◆ Task objective
Write out the opening lines of the data word for word, up to and including the line with "const GRAY_EDGE = 'bg-[#a3a3a5]';", and leave every picture and every later line out.

-=-=-=-=-

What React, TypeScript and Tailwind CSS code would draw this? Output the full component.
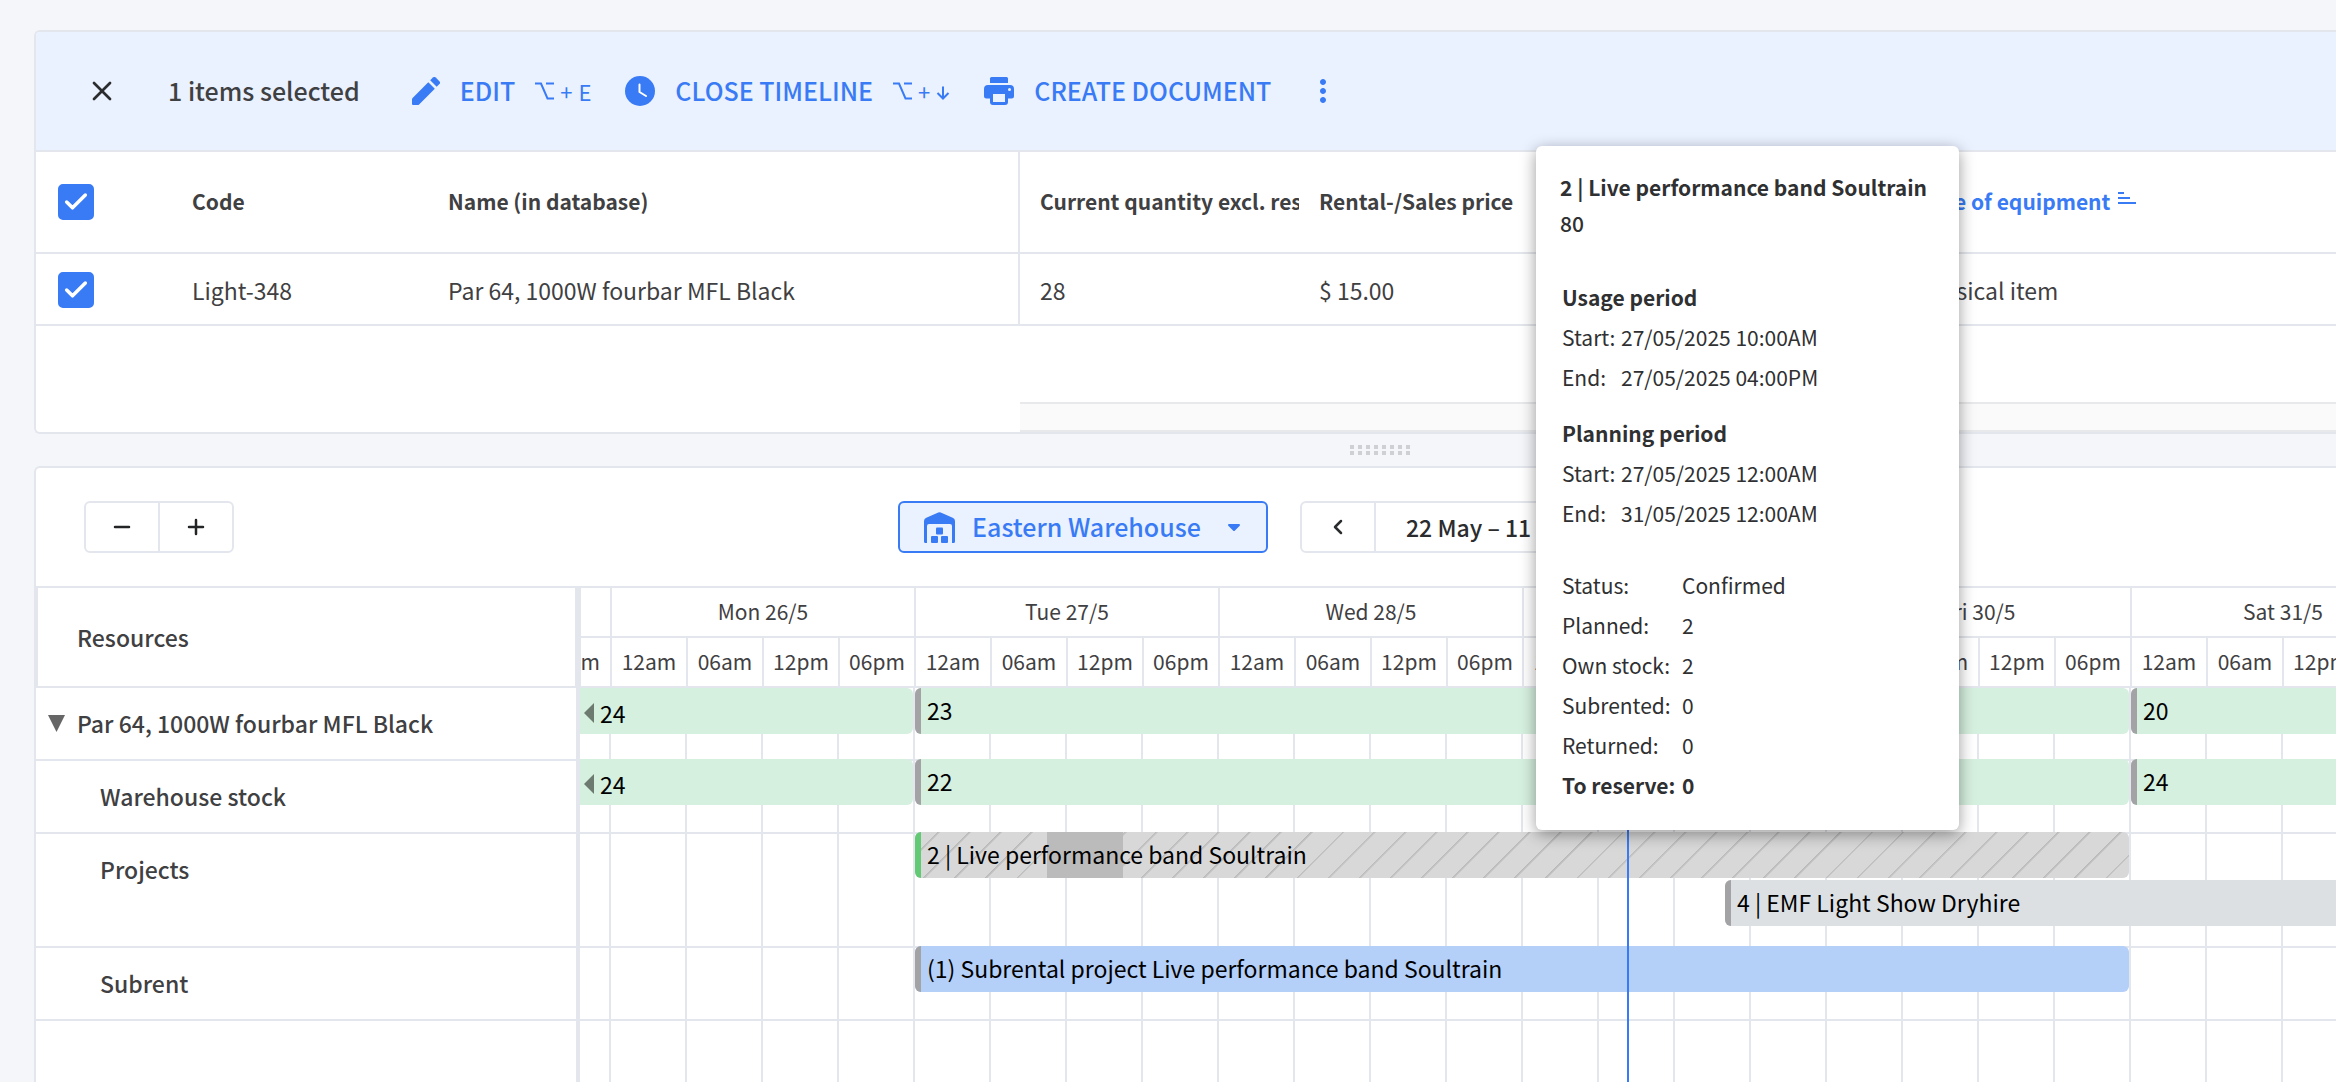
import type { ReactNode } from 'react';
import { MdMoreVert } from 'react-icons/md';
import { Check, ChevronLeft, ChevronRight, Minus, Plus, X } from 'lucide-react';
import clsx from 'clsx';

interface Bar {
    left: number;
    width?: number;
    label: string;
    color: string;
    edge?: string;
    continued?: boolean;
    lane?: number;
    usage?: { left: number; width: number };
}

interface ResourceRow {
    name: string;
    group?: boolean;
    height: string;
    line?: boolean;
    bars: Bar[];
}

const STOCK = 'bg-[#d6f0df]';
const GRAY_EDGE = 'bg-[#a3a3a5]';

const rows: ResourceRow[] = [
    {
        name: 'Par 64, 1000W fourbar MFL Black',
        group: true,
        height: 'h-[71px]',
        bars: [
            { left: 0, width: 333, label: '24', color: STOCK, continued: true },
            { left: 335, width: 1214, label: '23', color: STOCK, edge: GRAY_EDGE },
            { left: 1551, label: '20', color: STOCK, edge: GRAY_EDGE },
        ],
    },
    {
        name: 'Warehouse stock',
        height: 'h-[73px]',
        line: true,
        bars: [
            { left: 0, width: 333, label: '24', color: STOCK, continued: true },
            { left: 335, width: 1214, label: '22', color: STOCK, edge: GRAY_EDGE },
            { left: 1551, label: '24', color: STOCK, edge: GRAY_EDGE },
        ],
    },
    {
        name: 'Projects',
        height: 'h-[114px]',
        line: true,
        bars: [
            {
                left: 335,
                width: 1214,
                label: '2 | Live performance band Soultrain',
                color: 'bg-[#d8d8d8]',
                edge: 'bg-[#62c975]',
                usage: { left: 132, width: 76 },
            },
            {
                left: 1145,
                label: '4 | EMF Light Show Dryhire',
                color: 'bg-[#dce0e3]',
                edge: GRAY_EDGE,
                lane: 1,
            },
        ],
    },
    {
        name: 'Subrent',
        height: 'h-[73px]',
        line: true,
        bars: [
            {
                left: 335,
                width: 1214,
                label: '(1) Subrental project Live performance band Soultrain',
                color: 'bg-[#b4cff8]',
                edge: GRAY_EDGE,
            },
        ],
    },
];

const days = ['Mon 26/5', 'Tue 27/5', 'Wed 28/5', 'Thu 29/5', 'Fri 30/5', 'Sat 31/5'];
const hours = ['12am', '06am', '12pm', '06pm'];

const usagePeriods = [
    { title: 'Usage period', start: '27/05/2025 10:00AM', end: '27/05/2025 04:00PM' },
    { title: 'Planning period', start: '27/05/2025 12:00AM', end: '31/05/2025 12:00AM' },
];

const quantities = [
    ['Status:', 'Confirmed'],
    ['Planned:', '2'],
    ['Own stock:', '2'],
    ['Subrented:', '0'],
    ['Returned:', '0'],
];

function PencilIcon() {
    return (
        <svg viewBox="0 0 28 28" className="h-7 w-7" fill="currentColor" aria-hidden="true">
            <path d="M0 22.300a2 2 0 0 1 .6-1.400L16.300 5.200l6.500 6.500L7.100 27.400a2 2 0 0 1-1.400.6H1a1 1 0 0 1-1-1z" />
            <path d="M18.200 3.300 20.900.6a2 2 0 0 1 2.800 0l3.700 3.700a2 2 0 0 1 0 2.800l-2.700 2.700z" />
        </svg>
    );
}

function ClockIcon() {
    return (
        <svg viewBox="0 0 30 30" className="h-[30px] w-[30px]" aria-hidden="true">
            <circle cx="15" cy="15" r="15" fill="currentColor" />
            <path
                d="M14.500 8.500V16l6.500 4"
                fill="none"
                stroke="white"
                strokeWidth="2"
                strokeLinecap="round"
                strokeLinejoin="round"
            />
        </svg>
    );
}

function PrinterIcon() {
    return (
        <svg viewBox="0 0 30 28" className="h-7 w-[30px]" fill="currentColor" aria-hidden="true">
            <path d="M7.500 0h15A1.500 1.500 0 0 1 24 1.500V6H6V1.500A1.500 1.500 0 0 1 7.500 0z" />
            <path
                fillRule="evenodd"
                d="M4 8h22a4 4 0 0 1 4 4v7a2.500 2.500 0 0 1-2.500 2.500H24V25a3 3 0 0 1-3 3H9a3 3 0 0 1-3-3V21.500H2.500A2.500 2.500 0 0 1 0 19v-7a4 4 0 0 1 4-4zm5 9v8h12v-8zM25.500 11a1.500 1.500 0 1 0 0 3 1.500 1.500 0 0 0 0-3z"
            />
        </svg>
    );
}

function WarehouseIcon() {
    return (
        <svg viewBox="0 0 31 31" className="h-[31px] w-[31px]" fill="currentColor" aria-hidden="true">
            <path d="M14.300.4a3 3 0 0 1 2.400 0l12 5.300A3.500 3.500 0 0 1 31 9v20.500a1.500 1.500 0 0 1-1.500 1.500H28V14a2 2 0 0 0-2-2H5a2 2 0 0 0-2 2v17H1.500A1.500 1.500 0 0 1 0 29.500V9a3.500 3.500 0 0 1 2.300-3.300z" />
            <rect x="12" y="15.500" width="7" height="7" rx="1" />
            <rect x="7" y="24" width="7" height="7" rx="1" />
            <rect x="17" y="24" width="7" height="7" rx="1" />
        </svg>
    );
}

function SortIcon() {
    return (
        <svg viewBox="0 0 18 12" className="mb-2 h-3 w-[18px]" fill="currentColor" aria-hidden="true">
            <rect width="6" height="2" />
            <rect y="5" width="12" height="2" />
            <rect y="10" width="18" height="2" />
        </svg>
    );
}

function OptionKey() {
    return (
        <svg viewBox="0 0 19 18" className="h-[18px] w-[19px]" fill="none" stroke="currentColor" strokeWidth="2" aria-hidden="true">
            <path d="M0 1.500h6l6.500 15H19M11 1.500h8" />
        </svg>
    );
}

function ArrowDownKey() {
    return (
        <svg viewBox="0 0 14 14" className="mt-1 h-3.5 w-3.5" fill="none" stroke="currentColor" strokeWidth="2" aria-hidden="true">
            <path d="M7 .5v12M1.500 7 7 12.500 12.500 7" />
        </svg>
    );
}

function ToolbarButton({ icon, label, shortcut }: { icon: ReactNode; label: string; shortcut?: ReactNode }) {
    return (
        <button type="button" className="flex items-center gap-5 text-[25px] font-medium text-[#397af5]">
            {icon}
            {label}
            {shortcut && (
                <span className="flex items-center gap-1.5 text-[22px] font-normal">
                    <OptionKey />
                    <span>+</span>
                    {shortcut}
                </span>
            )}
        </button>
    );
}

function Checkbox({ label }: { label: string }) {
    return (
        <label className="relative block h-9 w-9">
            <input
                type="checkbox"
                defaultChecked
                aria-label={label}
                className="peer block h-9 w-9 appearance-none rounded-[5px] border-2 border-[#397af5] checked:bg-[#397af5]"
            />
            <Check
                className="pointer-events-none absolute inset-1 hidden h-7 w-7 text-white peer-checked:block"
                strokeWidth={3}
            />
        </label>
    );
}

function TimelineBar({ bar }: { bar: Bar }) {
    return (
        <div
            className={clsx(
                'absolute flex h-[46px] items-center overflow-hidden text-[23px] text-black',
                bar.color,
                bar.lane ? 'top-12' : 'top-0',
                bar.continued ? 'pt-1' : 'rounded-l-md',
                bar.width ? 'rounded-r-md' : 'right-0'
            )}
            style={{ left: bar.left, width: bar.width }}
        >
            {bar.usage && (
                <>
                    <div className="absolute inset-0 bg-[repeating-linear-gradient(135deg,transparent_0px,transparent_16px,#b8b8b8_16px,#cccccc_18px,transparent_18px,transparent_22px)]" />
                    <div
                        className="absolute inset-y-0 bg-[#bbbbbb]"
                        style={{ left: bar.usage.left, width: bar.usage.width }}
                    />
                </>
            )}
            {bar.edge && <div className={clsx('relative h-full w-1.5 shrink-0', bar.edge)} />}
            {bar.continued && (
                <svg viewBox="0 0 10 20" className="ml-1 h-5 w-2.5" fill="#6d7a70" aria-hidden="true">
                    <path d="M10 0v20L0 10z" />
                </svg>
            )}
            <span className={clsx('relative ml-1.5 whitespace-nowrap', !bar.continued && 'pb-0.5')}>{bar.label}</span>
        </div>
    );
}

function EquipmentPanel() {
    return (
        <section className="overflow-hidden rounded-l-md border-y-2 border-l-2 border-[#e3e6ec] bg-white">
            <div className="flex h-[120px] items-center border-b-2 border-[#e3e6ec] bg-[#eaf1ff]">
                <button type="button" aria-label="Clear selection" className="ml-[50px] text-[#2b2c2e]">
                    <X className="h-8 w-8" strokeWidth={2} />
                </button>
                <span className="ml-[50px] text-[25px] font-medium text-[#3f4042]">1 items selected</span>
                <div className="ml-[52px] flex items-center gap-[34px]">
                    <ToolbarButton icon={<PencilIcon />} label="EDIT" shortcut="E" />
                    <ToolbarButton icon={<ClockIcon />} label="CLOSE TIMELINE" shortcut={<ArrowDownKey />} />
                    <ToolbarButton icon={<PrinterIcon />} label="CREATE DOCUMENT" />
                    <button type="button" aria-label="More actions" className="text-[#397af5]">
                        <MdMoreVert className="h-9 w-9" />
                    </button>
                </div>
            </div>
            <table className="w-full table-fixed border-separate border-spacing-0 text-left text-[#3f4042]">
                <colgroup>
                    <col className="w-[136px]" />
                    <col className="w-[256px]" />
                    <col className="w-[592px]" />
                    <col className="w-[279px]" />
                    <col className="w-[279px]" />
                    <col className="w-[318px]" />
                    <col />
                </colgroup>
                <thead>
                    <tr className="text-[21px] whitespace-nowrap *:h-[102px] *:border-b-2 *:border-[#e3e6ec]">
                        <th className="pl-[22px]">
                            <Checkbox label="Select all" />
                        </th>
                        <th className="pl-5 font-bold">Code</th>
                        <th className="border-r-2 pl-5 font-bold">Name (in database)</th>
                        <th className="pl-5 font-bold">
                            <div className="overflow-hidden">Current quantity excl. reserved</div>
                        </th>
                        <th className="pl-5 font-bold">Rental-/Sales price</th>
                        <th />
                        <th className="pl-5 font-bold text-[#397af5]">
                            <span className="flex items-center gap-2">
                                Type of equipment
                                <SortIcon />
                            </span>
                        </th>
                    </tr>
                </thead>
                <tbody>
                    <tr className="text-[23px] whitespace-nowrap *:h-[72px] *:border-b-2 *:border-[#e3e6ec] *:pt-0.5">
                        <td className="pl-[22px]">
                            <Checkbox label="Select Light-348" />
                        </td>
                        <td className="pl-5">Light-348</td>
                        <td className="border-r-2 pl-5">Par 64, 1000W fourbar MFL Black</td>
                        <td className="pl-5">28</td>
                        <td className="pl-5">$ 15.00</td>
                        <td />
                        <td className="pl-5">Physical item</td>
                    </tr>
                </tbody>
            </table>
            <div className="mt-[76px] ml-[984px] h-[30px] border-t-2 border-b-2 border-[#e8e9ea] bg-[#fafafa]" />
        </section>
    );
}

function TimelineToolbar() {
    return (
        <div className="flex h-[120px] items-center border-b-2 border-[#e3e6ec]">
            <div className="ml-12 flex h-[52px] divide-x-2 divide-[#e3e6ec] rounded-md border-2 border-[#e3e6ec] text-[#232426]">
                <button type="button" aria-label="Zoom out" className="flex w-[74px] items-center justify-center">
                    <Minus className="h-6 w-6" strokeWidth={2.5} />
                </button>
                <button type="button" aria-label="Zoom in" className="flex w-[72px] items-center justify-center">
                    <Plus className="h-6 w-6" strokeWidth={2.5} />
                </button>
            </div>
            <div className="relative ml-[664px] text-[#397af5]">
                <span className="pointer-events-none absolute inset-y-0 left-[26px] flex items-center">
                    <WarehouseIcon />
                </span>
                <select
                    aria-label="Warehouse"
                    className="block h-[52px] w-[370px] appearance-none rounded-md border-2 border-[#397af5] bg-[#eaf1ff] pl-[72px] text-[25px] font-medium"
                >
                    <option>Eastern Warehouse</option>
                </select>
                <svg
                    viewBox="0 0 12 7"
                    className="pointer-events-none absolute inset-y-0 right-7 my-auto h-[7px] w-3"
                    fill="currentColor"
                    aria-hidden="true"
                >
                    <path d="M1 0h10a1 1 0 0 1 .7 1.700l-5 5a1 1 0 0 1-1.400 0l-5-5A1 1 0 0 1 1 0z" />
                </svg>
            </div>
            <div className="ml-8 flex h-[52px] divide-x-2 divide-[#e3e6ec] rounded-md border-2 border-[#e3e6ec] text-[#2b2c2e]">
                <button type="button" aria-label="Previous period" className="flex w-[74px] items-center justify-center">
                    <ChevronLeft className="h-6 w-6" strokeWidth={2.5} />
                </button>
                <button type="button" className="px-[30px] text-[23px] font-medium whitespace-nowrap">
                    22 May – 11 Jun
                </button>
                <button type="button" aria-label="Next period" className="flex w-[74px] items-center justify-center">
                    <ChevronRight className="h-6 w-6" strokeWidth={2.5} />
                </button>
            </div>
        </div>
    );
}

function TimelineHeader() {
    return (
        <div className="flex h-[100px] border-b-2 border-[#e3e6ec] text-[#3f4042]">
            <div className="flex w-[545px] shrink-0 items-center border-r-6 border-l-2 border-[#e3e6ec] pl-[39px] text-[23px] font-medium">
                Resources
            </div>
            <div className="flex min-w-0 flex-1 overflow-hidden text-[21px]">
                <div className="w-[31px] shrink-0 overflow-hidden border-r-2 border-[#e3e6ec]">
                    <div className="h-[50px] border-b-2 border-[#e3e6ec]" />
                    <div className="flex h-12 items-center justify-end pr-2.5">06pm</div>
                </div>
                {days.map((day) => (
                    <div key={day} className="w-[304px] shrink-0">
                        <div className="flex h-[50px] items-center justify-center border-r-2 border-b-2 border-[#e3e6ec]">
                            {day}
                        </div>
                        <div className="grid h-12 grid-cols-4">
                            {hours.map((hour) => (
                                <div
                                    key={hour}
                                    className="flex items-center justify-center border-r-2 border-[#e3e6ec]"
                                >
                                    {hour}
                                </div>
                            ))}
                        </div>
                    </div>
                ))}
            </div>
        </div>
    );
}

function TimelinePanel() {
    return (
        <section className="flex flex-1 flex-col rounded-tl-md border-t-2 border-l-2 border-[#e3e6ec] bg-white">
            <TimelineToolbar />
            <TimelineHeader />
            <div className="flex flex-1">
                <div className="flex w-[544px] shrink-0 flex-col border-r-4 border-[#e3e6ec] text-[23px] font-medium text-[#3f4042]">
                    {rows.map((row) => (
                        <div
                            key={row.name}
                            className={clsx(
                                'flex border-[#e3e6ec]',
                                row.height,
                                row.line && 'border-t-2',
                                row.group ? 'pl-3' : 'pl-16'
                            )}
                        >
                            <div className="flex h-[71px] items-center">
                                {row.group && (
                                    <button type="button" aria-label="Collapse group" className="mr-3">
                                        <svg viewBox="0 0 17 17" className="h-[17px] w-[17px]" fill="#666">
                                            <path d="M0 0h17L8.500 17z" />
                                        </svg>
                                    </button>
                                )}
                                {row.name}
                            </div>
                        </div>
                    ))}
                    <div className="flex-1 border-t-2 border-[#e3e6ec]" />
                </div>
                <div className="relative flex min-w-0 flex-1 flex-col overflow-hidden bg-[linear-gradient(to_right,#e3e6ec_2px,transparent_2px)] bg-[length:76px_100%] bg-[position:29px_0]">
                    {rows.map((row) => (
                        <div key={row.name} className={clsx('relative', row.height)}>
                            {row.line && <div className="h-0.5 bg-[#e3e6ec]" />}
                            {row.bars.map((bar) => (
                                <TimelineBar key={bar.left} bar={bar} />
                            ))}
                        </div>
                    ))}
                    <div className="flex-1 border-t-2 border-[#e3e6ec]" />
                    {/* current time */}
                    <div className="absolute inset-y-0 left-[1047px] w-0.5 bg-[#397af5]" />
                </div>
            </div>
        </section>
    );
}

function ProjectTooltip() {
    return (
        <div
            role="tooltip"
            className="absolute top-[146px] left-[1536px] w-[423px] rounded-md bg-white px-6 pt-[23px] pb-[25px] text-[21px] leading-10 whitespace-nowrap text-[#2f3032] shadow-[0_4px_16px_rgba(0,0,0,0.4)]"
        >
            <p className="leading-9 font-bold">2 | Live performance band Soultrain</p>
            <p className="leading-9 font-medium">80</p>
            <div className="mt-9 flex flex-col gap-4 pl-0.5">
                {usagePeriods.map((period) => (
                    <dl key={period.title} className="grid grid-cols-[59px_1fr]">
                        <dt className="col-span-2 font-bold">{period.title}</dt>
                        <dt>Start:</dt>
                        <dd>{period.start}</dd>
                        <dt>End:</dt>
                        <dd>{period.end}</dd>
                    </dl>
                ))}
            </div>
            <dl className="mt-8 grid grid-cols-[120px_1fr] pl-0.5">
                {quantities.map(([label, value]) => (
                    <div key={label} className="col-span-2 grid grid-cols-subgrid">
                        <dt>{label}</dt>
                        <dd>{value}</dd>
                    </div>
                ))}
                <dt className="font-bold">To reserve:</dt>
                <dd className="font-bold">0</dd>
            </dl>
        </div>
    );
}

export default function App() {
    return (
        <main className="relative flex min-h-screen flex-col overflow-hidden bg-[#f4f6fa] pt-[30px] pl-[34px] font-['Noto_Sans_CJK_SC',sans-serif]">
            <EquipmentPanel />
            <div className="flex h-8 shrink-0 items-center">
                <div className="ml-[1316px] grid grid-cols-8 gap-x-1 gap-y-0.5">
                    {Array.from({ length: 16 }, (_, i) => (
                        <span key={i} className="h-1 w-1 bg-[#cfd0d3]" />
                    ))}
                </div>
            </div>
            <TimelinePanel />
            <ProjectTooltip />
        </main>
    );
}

-=-=-=-=-

◆ Output for this exercise
What React, TypeScript and Tailwind CSS code would draw this? Output the full component.
import type { ReactNode } from 'react';
import { MdMoreVert } from 'react-icons/md';
import { Check, ChevronLeft, ChevronRight, Minus, Plus, X } from 'lucide-react';
import clsx from 'clsx';

interface Bar {
    left: number;
    width?: number;
    label: string;
    color: string;
    edge?: string;
    continued?: boolean;
    lane?: number;
    usage?: { left: number; width: number };
}

interface ResourceRow {
    name: string;
    group?: boolean;
    height: string;
    line?: boolean;
    bars: Bar[];
}

const STOCK = 'bg-[#d6f0df]';
const GRAY_EDGE = 'bg-[#a3a3a5]';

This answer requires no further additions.